Context matters. Intent matters. But impact matters more. Every outfit, material, accessory, or fashion look carries deep meaning for many Africans and people of African descent. They're tied to tribe, to ceremony, to identity. Wearing them without context can come across as careless – or worse, disrespectful - even though that was not the intention. 

One aspect often overlooked is the prevalence of double standards in the fashion world. African people have been shamed and mocked for wearing African fashion, deeming it as "not fashionable on them," yet when white celebrities or models wear the same styles, they're suddenly labeled as "high fashion" or "cultural enhancement." That contradiction is what makes appropriation for African fashion so painful. 

While it's a source of pride to have people from other countries and walks of life wear African fashion, the exclusion, lack of context, and reduction to a fashion moment are what hurt.

Appreciation Done Right

So, how do you appreciate African fashion without crossing the line?
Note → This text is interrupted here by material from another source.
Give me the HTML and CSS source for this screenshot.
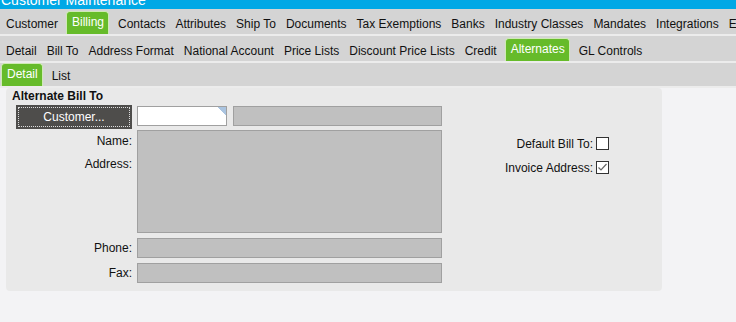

It's not that hard. Start by giving credit. If you're wearing a piece inspired by African design, say so. Mention and credit the designer, the culture, or the origin of the design. Do you know that a simple mention, tag, or caption in the fashion world can boost the outfit, culture, designer, and much more?

Moving Forward

We're in a time where cultural exchange is more visible than ever, thanks to social media, fashion blogs, and global platforms. The future of African fashion is undoubtedly international. But global doesn't mean rootless. African fashion should be celebrated, worn, and enjoyed beyond the continent. But that celebration needs to come with recognition and respect.